Over 3,500 engineers, students and apprentices have already signed up to a flagship industry scheme designed to match engineering talent with new job opportunities, it has been announced today.
The national web-based Talent Retention Solution (TRS) brings together specialists whose jobs may be at risk or people who want to work in engineering - with companies that are looking to recruit skilled staff to satisfy growth in their companies.
Launched in 2011, TRS, was created by business for business. The scheme has now grown to include over 600 companies of all sizes supporting a number of sectors including aerospace, electronics, energy, construction and automotive. These include not only some of the UK’s largest companies - such as Rolls-Royce, Airbus, Jaguar Land Rover, Nissan, BAE Systems and Siemens – but a range of midsized and smaller sized firms.
This number of companies on TRS is set to nearly double with the addition of the Engineering Construction Industry Training Board (ECITB) and British Glass as the latest sponsors of the scheme. Their participation in the scheme will immediately allow their member companies automatic access to TRS.
Business Secretary Vince Cable said:
What I like most about the TRS is how simple it is. It’s like an ‘eBay’ for engineers that matches vacancies with talent.
With successful manufacturers constantly telling me they struggle to recruit engineers, I hope the popularity of the TRS will encourage even more people to sign up – especially small businesses who can use it for free.

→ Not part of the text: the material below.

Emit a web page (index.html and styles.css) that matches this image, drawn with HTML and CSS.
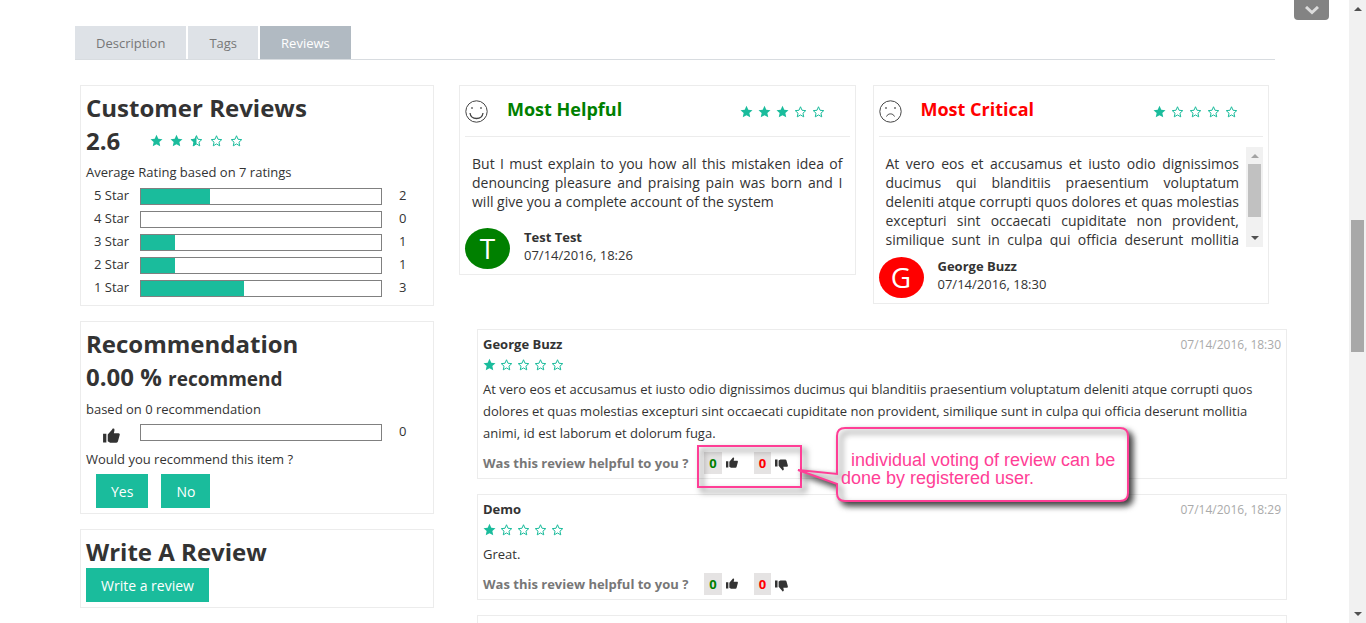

Allan Cook, Chair of the Skills and Jobs Retention Group, which led the development of the TRS, and Chairman of Atkins, Selex ES and Finmeccanica UK, said:
I am delighted with the service TRS is providing and how employers in our sector plan to expand it further. The involvement of our latest sponsors - ECITB and British Glass - is a further boost for TRS, given their tremendous reach with companies across a wide range of industries including nuclear, oil & gas, construction and glass manufacturing. This will enhance the scheme, adding to the companies that have supported TRS since its launch in 2011.
Many more companies and individuals will benefit from the exceptional access to talent that TRS offers. SMEs, students, apprentices and experienced engineers can all register at no cost – it’s a simple and effective way to see the career opportunities available in our most important and exciting industry. This is a win-win situation for employers, potential employees and the whole industry.
Companies seeking to recruit engineering talent or people interested in working in engineering and who want to find out more are encouraged to visit the TRS website.
Notes to editors:
The TRS was launched in July 2011. It is fully self-financing and managed by the private sector. It was created by business for business as a redeployment and retention tool but was expanded by business to allow students and apprentices to register, capturing their interest in working in the advanced manufacturing and engineering sectors. More than 600 UK companies have registered to use the TRS. The system is devoted entirely to the needs of the engineering sectors.
Allan Cook, Chairman of WS Atkins, is also Chairman of the Skills and Jobs Retention Group. This Group helped to set up the TRS. The TRS is free for individuals and SMEs to access and to use. It is a not-for-profit system, supported by companies, trade associations, and engineering sector professional bodies.
The government’s economic policy objective is to achieve ‘strong, sustainable and balanced growth that is more evenly shared across the country and between industries’. It set four ambitions in the ‘Plan for Growth’ (PDF 1.7MB), published at Budget 2011:
- to create the most competitive tax system in the G20
- to make the UK the best place in Europe to start, finance and grow a business
- to encourage investment and exports as a route to a more balanced economy
- to create a more educated workforce that is the most flexible in Europe.
Work is underway across government to achieve these ambitions, including progress on more than 250 measures as part of the Growth Review. Developing an Industrial Strategy gives new impetus to this work by providing businesses, investors and the public with more clarity about the long-term direction in which the government wants the economy to travel.